Skip all pictures, then copy the lines from the start of the data through the line with "const reset = '*, *::before, *::after", keeping both ends.
START
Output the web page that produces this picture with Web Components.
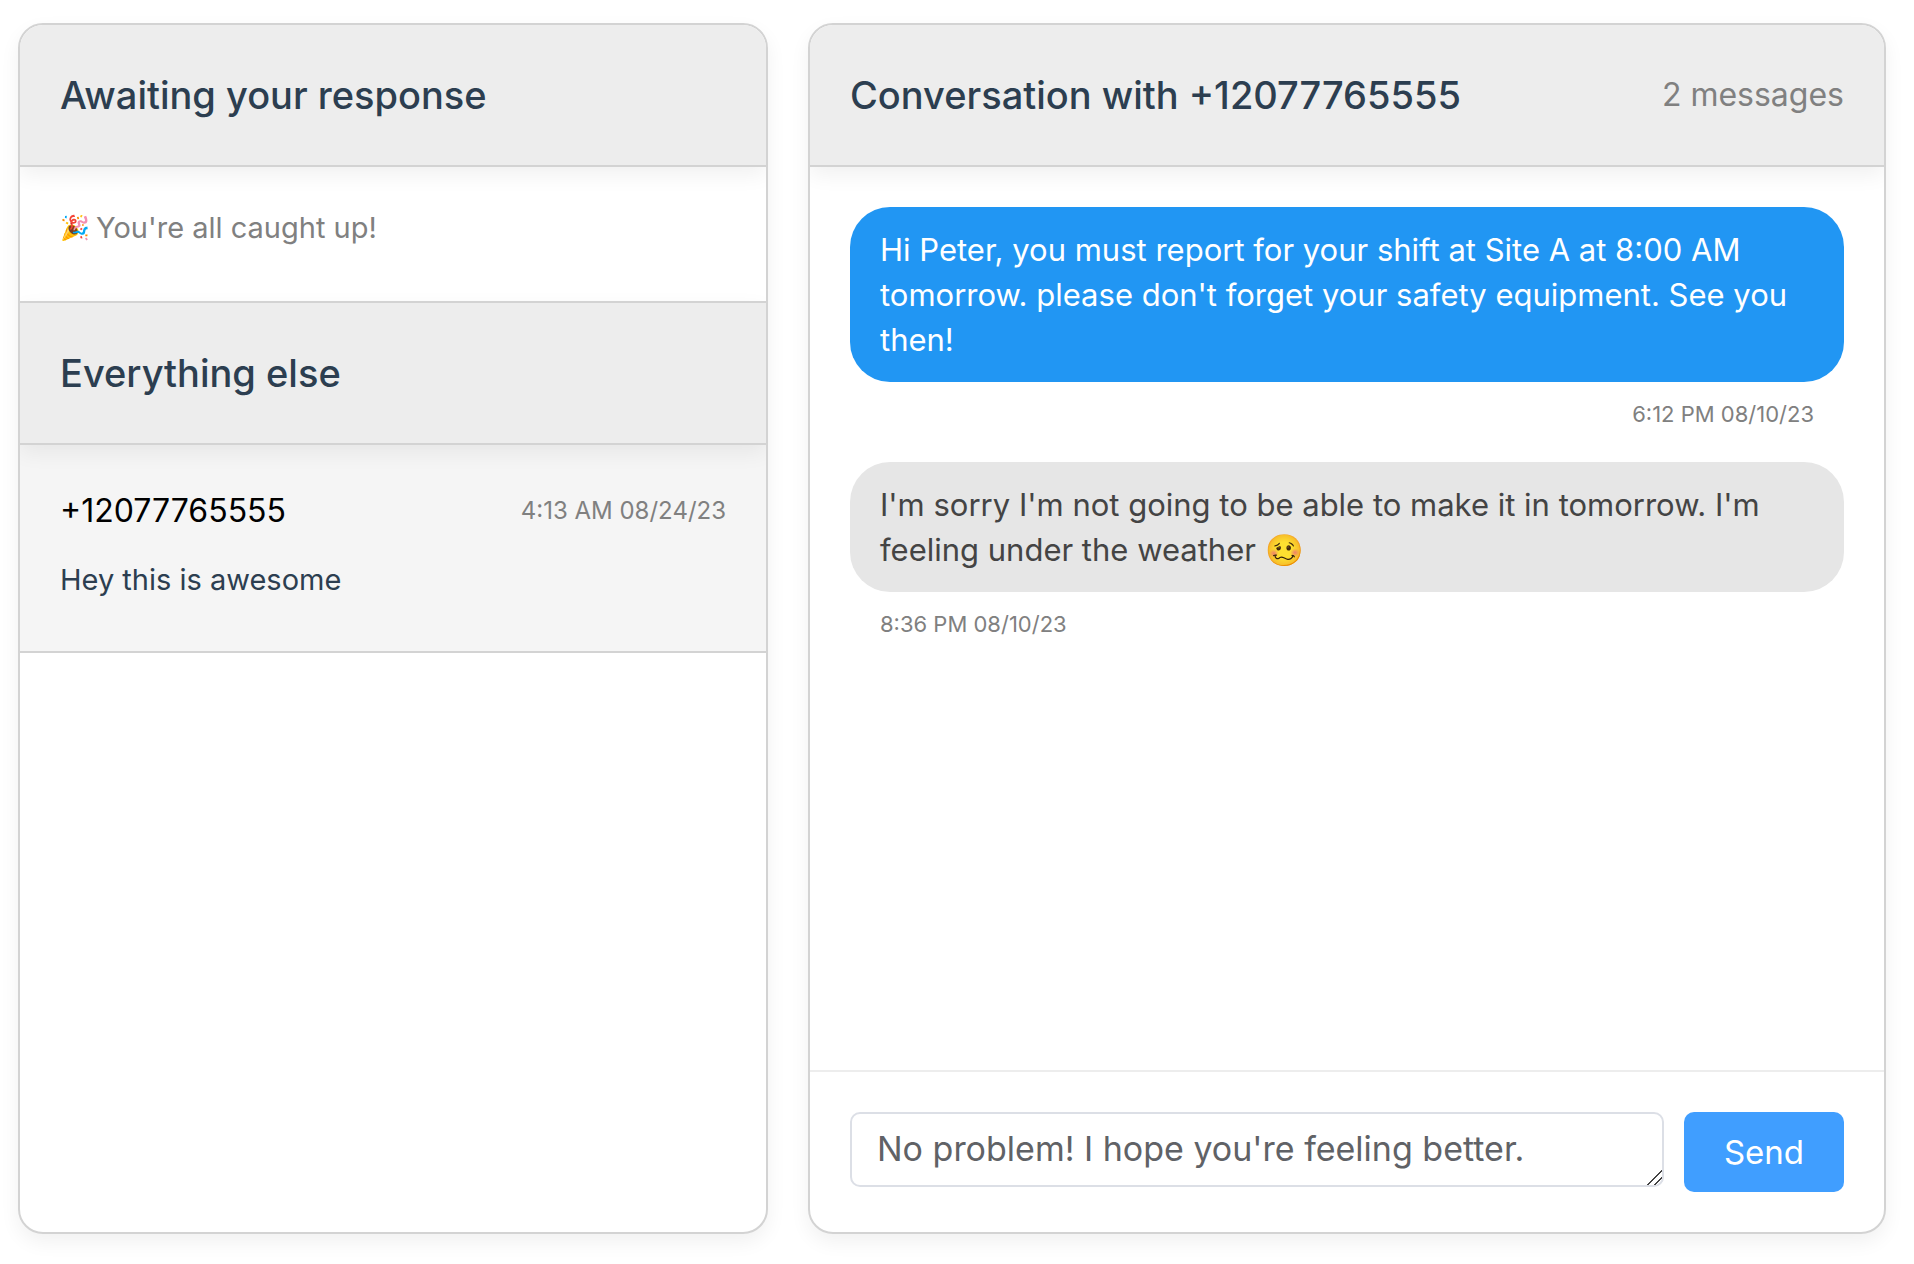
<!DOCTYPE html>
<html lang="en">
<head>
<meta charset="utf-8">
<meta name="viewport" content="width=device-width, initial-scale=1">
<title>Conversations</title>
<style>
  *, *::before, *::after { box-sizing: border-box; }
  body {
    margin: 0;
    background: #fff;
    color: #2c3e50;
    font-family: Inter, "Open Sans", sans-serif;
    --line: #d3d3d3;
    --muted: #808080;
    --shadow: 0 8px 20px rgba(0, 0, 0, .06);
  }
</style>
</head>
<body>
<message-app>
  <panel-card slot="inbox">
    <panel-header heading="Awaiting your response"></panel-header>
    <empty-note icon="🎉">You're all caught up!</empty-note>
    <panel-header heading="Everything else" divided></panel-header>
    <thread-item phone="+12077765555" time="4:13 AM 08/24/23">Hey this is awesome</thread-item>
  </panel-card>
  <panel-card slot="conversation">
    <panel-header heading="Conversation with +12077765555">2 messages</panel-header>
    <message-list>
      <chat-message kind="sent" time="6:12 PM 08/10/23">Hi Peter, you must report for your shift at Site A at 8:00 AM tomorrow. please don't forget your safety equipment. See you then!</chat-message>
      <chat-message kind="received" time="8:36 PM 08/10/23">I'm sorry I'm not going to be able to make it in tomorrow. I'm feeling under the weather 🥴</chat-message>
    </message-list>
    <reply-box value="No problem! I hope you're feeling better."></reply-box>
  </panel-card>
</message-app>
<script>
const reset = '*, *::before, *::after { box-sizing: border-box; }';

class ShadowElement extends HTMLElement {
  connectedCallback() {
    if (this.shadowRoot) return;
    const template = document.createElement('template');
    template.innerHTML = `<style>${reset}${this.styles}</style>${this.markup}`;
    this.attachShadow({ mode: 'open' }).append(template.content.cloneNode(true));
  }
  attr(name) { return this.getAttribute(name) ?? ''; }
}

customElements.define('message-app', class extends ShadowElement {
  styles = `
    :host { display: block; }
    main {
      display: grid;
      grid-template-columns: minmax(0, 375fr) minmax(0, 539fr);
      gap: 40px;
      height: 100vh;
      padding: 23px 28px 30px 18px;
    }
    ::slotted(*) { min-width: 0; min-height: 0; }`;
  get markup() {
    return `<main><slot name="inbox"></slot><slot name="conversation"></slot></main>`;
  }
});

customElements.define('panel-card', class extends ShadowElement {
  styles = `
    :host {
      display: flex;
      border: 2px solid var(--line);
      border-radius: 25px;
      background: #fff;
      box-shadow: var(--shadow);
    }
    section {
      flex: 1;
      min-width: 0;
      display: flex;
      flex-direction: column;
      overflow: hidden;
      border-radius: 23px;
    }`;
  get markup() { return `<section><slot></slot></section>`; }
});

customElements.define('panel-header', class extends ShadowElement {
  styles = `
    :host { display: block; position: relative; z-index: 1; }
    header {
      display: flex;
      align-items: center;
      justify-content: space-between;
      gap: 24px;
      padding: 40px;
      background: #ededed;
      border-bottom: 2px solid var(--line);
      box-shadow: var(--shadow);
    }
    :host([divided]) header { border-top: 2px solid var(--line); }
    h2 { margin: 0; font-size: 38px; font-weight: 500; line-height: 60px; }
    span { font-size: 32px; line-height: 48px; color: var(--muted); white-space: nowrap; }`;
  get markup() {
    return `<header><h2>${this.attr('heading')}</h2><span><slot></slot></span></header>`;
  }
});

customElements.define('empty-note', class extends ShadowElement {
  styles = `
    :host { display: block; padding: 40px 40px 52px; color: var(--muted); }
    p { display: flex; align-items: center; gap: 6px; margin: 0; font-size: 29px; line-height: 42px; }
    span { font-size: 24px; }`;
  get markup() {
    return `<p><span>${this.attr('icon')}</span><slot></slot></p>`;
  }
});

customElements.define('thread-item', class extends ShadowElement {
  styles = `
    :host { display: block; }
    article {
      display: flex;
      flex-direction: column;
      gap: 24px;
      padding: 42px 40px 50px;
      background: #f5f5f5;
      border-bottom: 2px solid var(--line);
    }
    div { display: flex; align-items: center; justify-content: space-between; gap: 24px; }
    h3 { margin: 0; font-size: 32px; font-weight: 400; line-height: 48px; color: #000; }
    time { font-size: 24px; line-height: 36px; color: var(--muted); }
    p { margin: 0; font-size: 29px; line-height: 42px; }`;
  get markup() {
    return `<article>
      <div><h3>${this.attr('phone')}</h3><time>${this.attr('time')}</time></div>
      <p><slot></slot></p>
    </article>`;
  }
});

customElements.define('message-list', class extends ShadowElement {
  styles = `
    :host { display: block; flex: 1; min-height: 0; overflow-y: auto; }
    div { display: flex; flex-direction: column; gap: 32px; padding: 40px; }`;
  get markup() { return `<div><slot></slot></div>`; }
});

customElements.define('chat-message', class extends ShadowElement {
  styles = `
    :host { display: flex; flex-direction: column; gap: 16px; }
    p { margin: 0; padding: 20px 30px; border-radius: 40px; font-size: 31px; line-height: 45px; }
    time { padding: 0 30px; font-size: 22px; line-height: 32px; color: var(--muted); }
    :host([kind=sent]) p { background: #2196f3; color: #fff; }
    :host([kind=sent]) time { text-align: right; }
    :host([kind=received]) p { background: #e6e6e6; color: #444; }`;
  get markup() {
    return `<p><slot></slot></p><time>${this.attr('time')}</time>`;
  }
});

customElements.define('reply-box', class extends ShadowElement {
  styles = `
    :host { display: block; }
    form {
      display: flex;
      align-items: flex-start;
      gap: 20px;
      padding: 40px;
      border-top: 2px solid #ededed;
    }
    textarea {
      flex: 1;
      min-width: 0;
      height: 75px;
      padding: 9px 25px;
      border: 2px solid #dcdfe6;
      border-radius: 10px;
      background: #fff;
      color: #606266;
      font: 400 34px/51px Inter, "Open Sans", sans-serif;
      resize: vertical;
      overflow: auto;
    }
    textarea::-webkit-scrollbar { width: 15px; }
    textarea::-webkit-resizer {
      background: linear-gradient(135deg, transparent 48%, #444 48% 54%, transparent 54% 73%, #444 73% 79%, transparent 79%);
    }
    button {
      height: 80px;
      padding: 0 40px;
      border: 0;
      border-radius: 10px;
      background: #409eff;
      color: #fff;
      font: 400 33px/48px Inter, "Open Sans", sans-serif;
    }`;
  get markup() {
    return `<form>
      <textarea rows="1" aria-label="Reply">${this.attr('value')}</textarea>
      <button type="button">Send</button>
    </form>`;
  }
});
</script>
</body>
</html>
END
Task answer »
Output the web page that produces this picture with Web Components.
<!DOCTYPE html>
<html lang="en">
<head>
<meta charset="utf-8">
<meta name="viewport" content="width=device-width, initial-scale=1">
<title>Conversations</title>
<style>
  *, *::before, *::after { box-sizing: border-box; }
  body {
    margin: 0;
    background: #fff;
    color: #2c3e50;
    font-family: Inter, "Open Sans", sans-serif;
    --line: #d3d3d3;
    --muted: #808080;
    --shadow: 0 8px 20px rgba(0, 0, 0, .06);
  }
</style>
</head>
<body>
<message-app>
  <panel-card slot="inbox">
    <panel-header heading="Awaiting your response"></panel-header>
    <empty-note icon="🎉">You're all caught up!</empty-note>
    <panel-header heading="Everything else" divided></panel-header>
    <thread-item phone="+12077765555" time="4:13 AM 08/24/23">Hey this is awesome</thread-item>
  </panel-card>
  <panel-card slot="conversation">
    <panel-header heading="Conversation with +12077765555">2 messages</panel-header>
    <message-list>
      <chat-message kind="sent" time="6:12 PM 08/10/23">Hi Peter, you must report for your shift at Site A at 8:00 AM tomorrow. please don't forget your safety equipment. See you then!</chat-message>
      <chat-message kind="received" time="8:36 PM 08/10/23">I'm sorry I'm not going to be able to make it in tomorrow. I'm feeling under the weather 🥴</chat-message>
    </message-list>
    <reply-box value="No problem! I hope you're feeling better."></reply-box>
  </panel-card>
</message-app>
<script>
const reset = '*, *::before, *::after { box-sizing: border-box; }';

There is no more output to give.